• **The problem**
In the lines below, output everything from the first line through the line containing "import React from 'react'" exactly as it is. Pictures are not part of the output.

• **Given information**
■ ■ ■ ■ ■

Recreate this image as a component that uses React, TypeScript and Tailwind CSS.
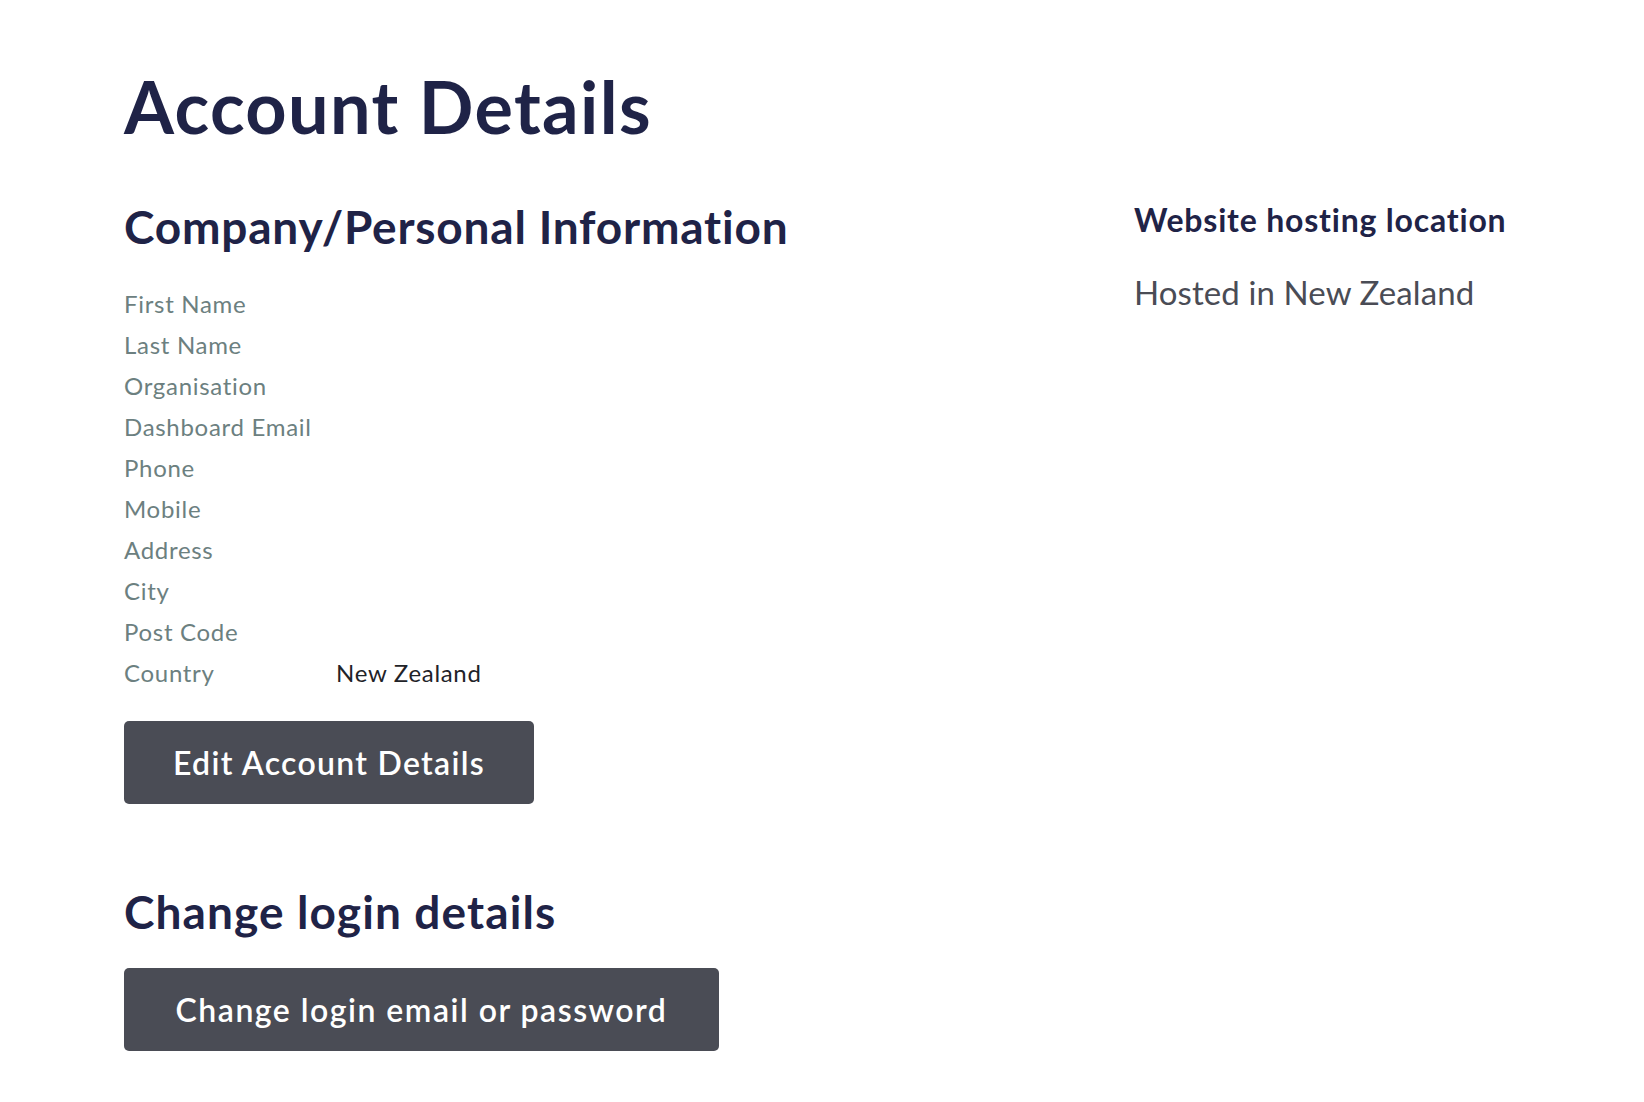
import React from 'react'

const fields = [
  { label: 'First Name', value: '' },
  { label: 'Last Name', value: '' },
  { label: 'Organisation', value: '' },
  { label: 'Dashboard Email', value: '' },
  { label: 'Phone', value: '' },
  { label: 'Mobile', value: '' },
  { label: 'Address', value: '' },
  { label: 'City', value: '' },
  { label: 'Post Code', value: '' },
  { label: 'Country', value: 'New Zealand' },
]

export default function App() {
  return (
    <div className="min-h-screen bg-white font-['Lato',sans-serif] pl-[124px] pt-[70px]">
      <h1 className="text-[72px] font-bold leading-none text-[#1f2347] tracking-[1.4px]">
        Account Details
      </h1>

      <div className="grid grid-cols-[1010px_1fr] mt-[62px]">
        <div>
          <h2 className="text-[46px] font-bold leading-none text-[#1f2347] tracking-[0.8px]">
            Company/Personal Information
          </h2>

          <dl className="mt-[33px] flex flex-col">
            {fields.map((f) => (
              <div key={f.label} className="flex h-[41px] items-center text-[24px] tracking-[0.7px]">
                <dt className="w-[212px] text-[#6c8080]">{f.label}</dt>
                <dd className="text-[#1f2328]">{f.value}</dd>
              </div>
            ))}
          </dl>

          <button className="mt-[28px] h-[83px] w-[410px] rounded-[5px] bg-[#4a4c55] text-[32px] font-semibold text-white tracking-[1.3px]">
            Edit Account Details
          </button>

          <h2 className="mt-[85px] text-[46px] font-bold leading-none text-[#1f2347] tracking-[1.1px]">
            Change login details
          </h2>

          <button className="mt-[33px] h-[83px] w-[595px] rounded-[5px] bg-[#4a4c55] text-[32px] font-semibold text-white tracking-[1.5px]">
            Change login email or password
          </button>
        </div>

        <div>
          <h3 className="text-[32px] font-bold leading-none text-[#1f2347] tracking-[0.8px]">
            Website hosting location
          </h3>
          <p className="mt-[40px] text-[33px] leading-none text-[#4a4c55] tracking-[0.1px]">
            Hosted in New Zealand
          </p>
        </div>
      </div>
    </div>
  )
}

■ ■ ■ ■ ■

• **Exercise solution**
Recreate this image as a component that uses React, TypeScript and Tailwind CSS.
import React from 'react'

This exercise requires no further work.